NDS1 plans to look beyond traditional tourism to invest in alternative forms, and places, of tourism. This includes heritage tourism. New tourism areas to emerge will be Kanyemba, Tugwi-Mukosi, and new areas around the Victoria Falls Special Economic Zone.
NDS1 plans to remodel Zim tourism, but country image and costs still weigh.
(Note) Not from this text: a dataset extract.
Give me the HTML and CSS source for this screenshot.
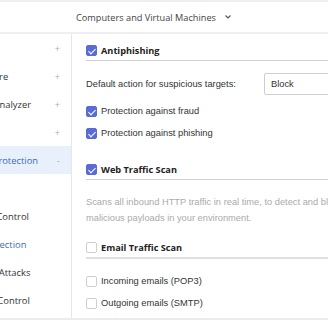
FILE: index.html
```html
<!DOCTYPE html>
<html lang="en">
<head>
  <meta charset="UTF-8" />
  <title>Policy - Network Protection</title>
  <link rel="stylesheet" href="styles.css">
</head>
<body>

  <header class="topbar">
    <span>Computers and Virtual Machines</span>
    <svg class="chevron" width="6" height="4" viewBox="0 0 6 4"><polyline points="0.5,0.5 3,3 5.5,0.5" fill="none" stroke="#555" stroke-width="1.1"/></svg>
  </header>

  <div class="layout">
    <nav class="sidebar">
      <ul class="nav">
        <li class="nav-item"><span class="nav-label">General</span><span class="nav-sign">+</span></li>
        <li class="nav-item"><span class="nav-label">Antimalware</span><span class="nav-sign">+</span></li>
        <li class="nav-item"><span class="nav-label">Sandbox Analyzer</span><span class="nav-sign">+</span></li>
        <li class="nav-item"><span class="nav-label">Firewall</span><span class="nav-sign">+</span></li>
        <li class="nav-item active"><span class="nav-label">Network Protection</span><span class="nav-sign">-</span></li>
        <li class="nav-item sub"><span class="nav-label">General</span></li>
        <li class="nav-item sub"><span class="nav-label">Content Control</span></li>
        <li class="nav-item sub current"><span class="nav-label">Web Protection</span></li>
        <li class="nav-item sub"><span class="nav-label">Network Attacks</span></li>
        <li class="nav-item tail"><span class="nav-label">Application Control</span></li>
      </ul>
    </nav>

    <main class="content">
      <section>
        <div class="section-head"><span class="check on"></span>Antiphishing</div>
        <div class="field">
          <span class="field-label">Default action for suspicious targets:</span>
          <div class="select">Block</div>
        </div>
        <div class="option first"><span class="check on"></span>Protection against fraud</div>
        <div class="option"><span class="check on"></span>Protection against phishing</div>
      </section>

      <section class="web-scan">
        <div class="section-head"><span class="check on"></span>Web Traffic Scan</div>
        <p class="desc">Scans all inbound HTTP traffic in real time, to detect and block malicious payloads in your environment.</p>
      </section>

      <section class="email-scan">
        <div class="section-head thick"><span class="check"></span>Email Traffic Scan</div>
        <div class="option first"><span class="check"></span>Incoming emails (POP3)</div>
        <div class="option"><span class="check"></span>Outgoing emails (SMTP)</div>
      </section>
    </main>
  </div>

</body>
</html>
```

FILE: styles.css
```css
* {
  box-sizing: border-box;
}

body {
  margin: 0;
  width: 328px;
  height: 320px;
  overflow: hidden;
  font-family: 'Liberation Sans', Arial, sans-serif;
  font-size: 9.3px;
  color: #333;
  background: #fff;
}

.topbar {
  height: 34px;
  border-top: 2px solid #efefef;
  border-bottom: 2px solid #efefef;
  display: flex;
  align-items: center;
  gap: 9px;
  padding-left: 76px;
  font-family: 'Open Sans', sans-serif;
  font-size: 9.2px;
  color: #444;
}

.layout {
  display: flex;
  height: 286px;
  border-bottom: 2px solid #ececec;
}

/* the tree is scrolled sideways, so labels start left of the frame */
.sidebar {
  width: 72px;
  flex: none;
  border-right: 1px solid #e6e6e6;
  overflow: hidden;
}

.nav {
  list-style: none;
  margin: 0;
  padding: 0;
}

.nav-item {
  display: flex;
  align-items: center;
  height: 28px;
  margin-left: -47px;
  padding-right: 11px;
  white-space: nowrap;
  font-family: 'Open Sans', sans-serif;
  font-size: 9.4px;
  color: #333;
}

.nav-item.sub {
  margin-left: -41px;
}

.nav-item.tail {
  margin-left: -54px;
}

.nav-label {
  flex: 1;
}

.nav-sign {
  color: #aaa;
  font-size: 9px;
}

.nav-item.active {
  background: #e8f1fb;
  color: #3e6cb8;
}

.nav-item.current {
  color: #3e6cb8;
}

.content {
  flex: none;
  width: 420px;
  padding: 6px 0 0 14px;
}

.section-head {
  display: flex;
  align-items: center;
  gap: 4px;
  height: 21px;
  border-bottom: 1px solid #cfcfcf;
  font-family: 'Open Sans', sans-serif;
  font-weight: 700;
  font-size: 9.2px;
  color: #222;
}

.section-head.thick {
  height: 22px;
  border-bottom: 2px solid #e0e0e0;
}

.check {
  position: relative;
  flex: none;
  width: 11px;
  height: 11px;
  border: 1px solid #cfcfcf;
  border-radius: 2px;
  background: #fff;
}

.check.on {
  background: #5b6bd6;
  border-color: #5b6bd6;
}

.check.on::after {
  content: "";
  position: absolute;
  left: 3px;
  top: 1px;
  width: 3px;
  height: 6px;
  border: solid #fff;
  border-width: 0 1.5px 1.5px 0;
  transform: rotate(45deg);
}

.field {
  display: flex;
  align-items: center;
  height: 22px;
  margin-top: 12px;
}

.field-label {
  width: 178px;
  flex: none;
}

.select {
  width: 120px;
  height: 22px;
  display: flex;
  align-items: center;
  padding-left: 6px;
  border: 1px solid #cfcfcf;
  border-radius: 2px;
}

.option {
  display: flex;
  align-items: center;
  gap: 4px;
  height: 22px;
}

.option.first {
  margin-top: 5px;
}

.email-scan .option.first {
  margin-top: 11px;
}

.web-scan {
  margin-top: 15px;
}

.email-scan {
  margin-top: 11px;
}

.desc {
  width: 270px;
  margin: 14px 0 0;
  line-height: 16px;
  color: #aaa;
}
```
Zimbabwe will also look to new source markets, such as the Middle East, Asia and Eastern Europe. NDS1 also wants Zimbabwe to corner the Meetings, Incentive, Conferences and Exhibition (MICE) market. There will also be a push for domestic tourism through “appropriate” packages, as well as Diaspora tourism promotion.

Power investment
Government says climate change means that Zimbabwe can no longer rely on hydropower. Imports are also now uncertain because of a regional power shortage.
Solution? NDS1 would increase power generation capacity from 2317MW to 3467MW by the 2025. The plan includes an extra 280km of transmission and distribution network.
More independent power producers will be licenced, including in renewables.
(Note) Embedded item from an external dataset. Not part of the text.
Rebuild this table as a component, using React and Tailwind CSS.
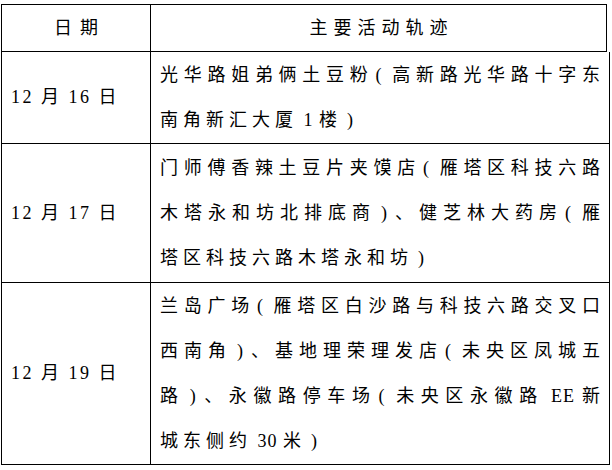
import React from "react";

const rows = [
  {
    date: "12 月 16 日",
    h: "h-[92px]",
    lines: ["光华路姐弟俩土豆粉（高新路光华路十字东", "南角新汇大厦 1 楼）"],
  },
  {
    date: "12 月 17 日",
    h: "h-[139px]",
    lines: [
      "门师傅香辣土豆片夹馍店（雁塔区科技六路",
      "木塔永和坊北排底商）、健芝林大药房（雁",
      "塔区科技六路木塔永和坊）",
    ],
  },
  {
    date: "12 月 19 日",
    h: "h-[182px]",
    lines: [
      "兰岛广场（雁塔区白沙路与科技六路交叉口",
      "西南角）、基地理荣理发店（未央区凤城五",
      "路）、永徽路停车场（未央区永徽路 EE 新",
      "城东侧约 30 米）",
    ],
  },
];

// latin runs keep tight spacing, full-width parens drawn thin like the source doc
const Seg = ({ text }) => {
  const parts = text.split(/( ?[A-Za-z0-9]+ ?|（|）)/).filter(Boolean);
  return parts.map((p, i) => {
    if (p === "（")
      return (
        <span key={i} className="inline-block w-[18px] pl-[2px] text-left">
          (
        </span>
      );
    if (p === "）")
      return (
        <span key={i} className="inline-block w-[18px] pl-[5px] text-left">
          )
        </span>
      );
    if (/[A-Za-z0-9]/.test(p))
      return (
        <span key={i} className="tracking-[1px]">
          {p}
        </span>
      );
    return <React.Fragment key={i}>{p}</React.Fragment>;
  });
};

const Lines = ({ lines }) => (
  <div className="w-full">
    {lines.map((t, i) => (
      <div
        key={i}
        className={
          i < lines.length - 1
            ? "whitespace-nowrap text-justify [text-align-last:justify]"
            : "whitespace-nowrap"
        }
      >
        <Seg text={t} />
      </div>
    ))}
  </div>
);

export default function App() {
  return (
    <div className="w-[612px] h-[470px] bg-white pt-[4px] pl-[1px] text-black text-[18px] font-['Liberation_Serif','Noto_Sans_CJK_SC',serif]">
      {/* header */}
      <div className="flex h-[48px] w-[606px] border border-black">
        <div className="w-[149px] border-r border-black flex items-center justify-center pl-[8px] tracking-[8px]">
          日期
        </div>
        <div className="flex-1 flex items-center justify-center pl-[6px] tracking-[6px]">
          主要活动轨迹
        </div>
      </div>

      {rows.map((r) => (
        <div
          key={r.date}
          className={`flex w-[609px] border-x border-b border-black ${r.h}`}
        >
          <div className="w-[149px] border-r border-black flex items-center pl-[9px] tracking-[2.5px]">
            {r.date}
          </div>
          <div className="flex-1 flex items-center pl-[9px] pr-[4px] leading-[45px] tracking-[5px]">
            <Lines lines={r.lines} />
          </div>
        </div>
      ))}
    </div>
  );
}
If all this works, Zimbabwe will have enough power. But, for Zimbabweans, the flipside is that the days of ‘cheap’ electricity would be over. NDS1 says it will “regularly review the pricing policies to ensure cost recovery” for new energy investment.

Monetary and fiscal policy
NDS1 will amend the Reserve Bank of Zimbabwe (RBZ) Act to reduce the limits of borrowing by government from central bank.

There will be a liquidity management team, comprising Ministry of Finance and RBZ, which will decide on liquidity. Government wants to see the Zimbabwe dollar “as the dominant legal tender by 2025”. The forex auction stays.

NDS1 plans to use law to limit govt borrowing from RBZ (pic: Bloomberg)
NDS1 also plans to increase forex reserves to six months’ import cover by 2025. That would be some leap; earlier this year, IMF data showed Zimbabwe had enough reserves only to cover a week’s worth of imports.

NDS1: Will all this work?

Like all blueprints before it, there’s little to fault the NDS1. It sets high targets, many of them over-ambitious, such as on attracting FDI and cutting debt.

This is not new.

ZimAsset, the last blueprint, was even more ambitious; its wishful promoters at the time said the program needed US$27 billion to be implemented. NDS1 does, however, quietly tone down on some of ZANU PF’s lofty 2018 promises, such as on growth, jobs and housing.

However, as we have pointed out in our assessment of the TSP, everything boils down to one factor; political will. The failure by leaders to do the right thing has brought all previous blueprints to naught.

There is this line, on page 11 of NDS1, which its authors need to read more: “The implementation of the NDS1 will require a mind-set change and a new way of thinking and doing business.”
And, that is all Zimbabweans have long asked for, more than new blueprints; a change in the way the country is run.